Readiness probes are especially important during rolling updates. Kubernetes won't route traffic to a new pod until its readiness probe passes, and it won't terminate old pods until the new ones are ready. If the readiness probe is wrong — too permissive or not checking the right things — users can hit new pods that aren't actually ready to serve them.

I've seen deployments go sideways because the readiness probe was just a TCP check on the port, which passed the moment the process started, before the app had finished connecting to its dependencies. The fix was switching to an HTTP check on an endpoint that does real dependency validation.

Debugging Probe Failures

When probes are misbehaving, kubectl describe pod is your first stop. The Events section shows probe failures with details. For readiness, check whether the pod is listed in the Service's endpoints with kubectl get endpoints.

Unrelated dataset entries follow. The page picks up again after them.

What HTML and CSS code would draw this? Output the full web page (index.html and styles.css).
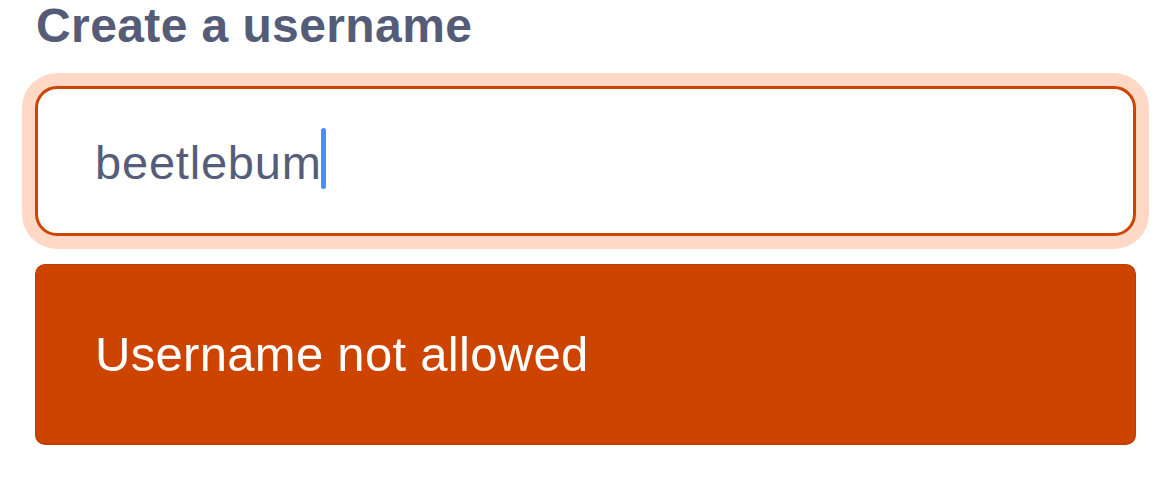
FILE: index.html
```html
<!DOCTYPE html>
<html>
<head>
<meta charset="utf-8">
<link rel="stylesheet" href="styles.css">
</head>
<body>
<div class="page">
  <h1 class="title">Create a username</h1>
  <div class="field">
    <span class="value">beetlebum</span><span class="caret"></span>
  </div>
  <div class="error">Username not allowed</div>
</div>
</body>
</html>
```
FILE: styles.css
```css
html, body {
  margin: 0;
  padding: 0;
  background: #ffffff;
}
.page {
  padding: 0 34px 0 35px;
  font-family: "Liberation Sans", Arial, sans-serif;
}
.title {
  margin: 0;
  font-size: 48px;
  line-height: 52px;
  font-weight: bold;
  letter-spacing: 0.4px;
  color: #555c78;
  padding-left: 1px;
}
.field {
  margin-top: 34px;
  height: 150px;
  box-sizing: border-box;
  border: 3px solid #cc4400;
  border-radius: 22px;
  box-shadow: 0 0 0 13px #ffd9c6;
  display: flex;
  align-items: center;
  padding-left: 57px;
  background: #fff;
}
.value {
  font-size: 47px;
  letter-spacing: 0.8px;
  color: #565d7a;
  line-height: 1;
  position: relative;
  top: 1px;
}
.caret {
  display: inline-block;
  width: 5px;
  height: 61px;
  border-radius: 3px;
  background: #4a8ff6;
  margin-left: -1px;
  position: relative;
  top: -3px;
}
.error {
  margin-top: 28px;
  height: 181px;
  box-sizing: border-box;
  background: #cc4400;
  border: 1px solid #bb3d00;
  border-bottom-width: 2px;
  border-radius: 10px;
  display: flex;
  align-items: center;
  padding-left: 59px;
  color: #ffffff;
  font-size: 49px;
  letter-spacing: 0.3px;
}
```
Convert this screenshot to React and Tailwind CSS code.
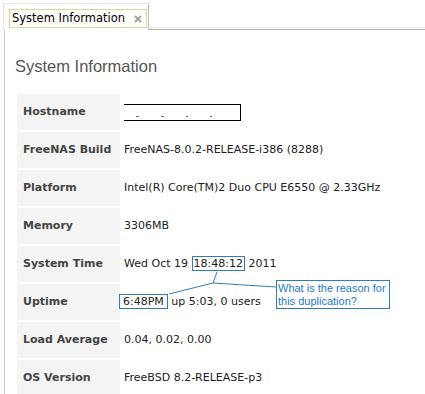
import React from 'react';

const ROWS = [
  { label: 'Hostname', value: 'hidden' },
  { label: 'FreeNAS Build', value: 'FreeNAS-8.0.2-RELEASE-i386 (8288)' },
  { label: 'Platform', value: 'Intel(R) Core(TM)2 Duo CPU E6550 @ 2.33GHz' },
  { label: 'Memory', value: '3306MB' },
  { label: 'System Time', value: 'time' },
  { label: 'Uptime', value: 'uptime' },
  { label: 'Load Average', value: '0.04, 0.02, 0.00' },
  { label: 'OS Version', value: 'FreeBSD 8.2-RELEASE-p3' },
];

function Value({ row }) {
  if (row.value === 'hidden') {
    // redacted hostname
    return (
      <span className="flex h-[17px] w-[117px] items-end gap-[22px] border border-l-0 border-black pb-[3px] pl-[12px]">
        <span className="h-px w-[3px] bg-gray-500" />
        <span className="h-px w-[3px] bg-gray-500" />
        <span className="h-px w-[2px] bg-gray-500" />
        <span className="h-px w-[2px] bg-gray-500" />
      </span>
    );
  }
  if (row.value === 'time') {
    return (
      <span>
        Wed Oct 19{' '}
        <span className="border border-[#2f7dbd] px-[1px]">18:48:12</span> 2011
      </span>
    );
  }
  if (row.value === 'uptime') {
    return (
      <span className="-ml-[5px]">
        <span className="border border-[#2f7dbd] px-[3px]">6:48PM</span> up 5:03, 0 users
      </span>
    );
  }
  return <span>{row.value}</span>;
}

export default function App() {
  return (
    <div className="relative h-[394px] w-[425px] overflow-hidden bg-white font-['DejaVu_Sans',sans-serif] text-[11px] text-[#222]">
      {/* Tab strip */}
      <div className="flex h-[30px] items-end">
        <div className="ml-[3px] h-[27px] w-[146px] border-t border-l border-r border-t-[#e6e6e6] border-l-[#e3e3e3] border-r-[#bdbdbd] bg-white pl-[5px] pt-[5px]">
          <div className="flex h-[19px] w-[138px] items-center justify-between border border-[#e4d39c] bg-[#fffef8] pl-[2px] pr-[3px] text-[11.5px] text-black">
            <span>System Information</span>
            <svg width="8" height="8" viewBox="0 0 8 8" className="mr-[1px]">
              <path d="M1 1 L7 7 M7 1 L1 7" stroke="#a3a3a3" strokeWidth="2" />
            </svg>
          </div>
        </div>
        <div className="h-[3px] flex-1 border-t border-b border-t-[#f0f0f0] border-b-[#b5b5b5]" />
      </div>

      {/* Panel */}
      <div className="ml-[4px] h-[364px] border-l border-[#c8c8c8] pl-[12px]">
        <h1 className="-ml-[2px] pt-[26px] font-['Liberation_Sans',sans-serif] text-[16.5px] leading-[20px] text-[#555]">
          System Information
        </h1>
        <div className="mt-[18px] flex flex-col gap-[2px]">
          {ROWS.map((row) => (
            <div key={row.label} className="flex h-[36px]">
              <div className="flex w-[103px] items-center bg-[#f4f4f4] pl-[6px] font-bold text-[#444]">
                {row.label}
              </div>
              <div className="flex items-center pl-[4px]">
                <Value row={row} />
              </div>
            </div>
          ))}
        </div>
      </div>

      {/* Annotation callout */}
      <svg className="absolute left-0 top-0" width="425" height="394">
        <path d="M217 272 L213 283 L169 294 M213 283 L276 287" stroke="#2f7dbd" strokeWidth="1" fill="none" />
      </svg>
      <div className="absolute left-[276px] top-[280px] h-[29px] w-[114px] whitespace-nowrap border border-[#2f7dbd] bg-white pl-[1px] pt-[1px] font-['Liberation_Sans',sans-serif] text-[11px] leading-[13px] text-[#1f78d1]">
        What is the reason for
        <br />
        this duplication?
      </div>
    </div>
  );
}
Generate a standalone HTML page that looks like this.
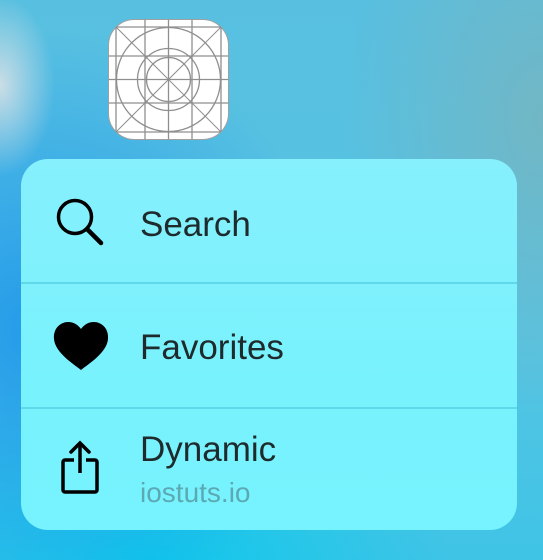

If you're unsure whether your health endpoint is returning what you expect, exec into the pod and curl it directly:

kubectl exec -it <pod-name> -- curl -v http://localhost:8080/health/ready

That removes networking from the equation and tells you exactly what the probe would see.

Worth Getting Right

Probes are a small configuration surface with a big impact. A misconfigured liveness probe can turn a minor database blip into a full restart cascade. A missing readiness probe means users hit pods that aren't actually ready. A too-tight startup threshold means your service never successfully deploys on a slow node.

Getting them right doesn't take long once you understand what each probe is for. The key is keeping liveness and readiness concerns separate, using startup probes for anything that doesn't start instantly, and testing the health endpoints you actually configure — not just assuming they work.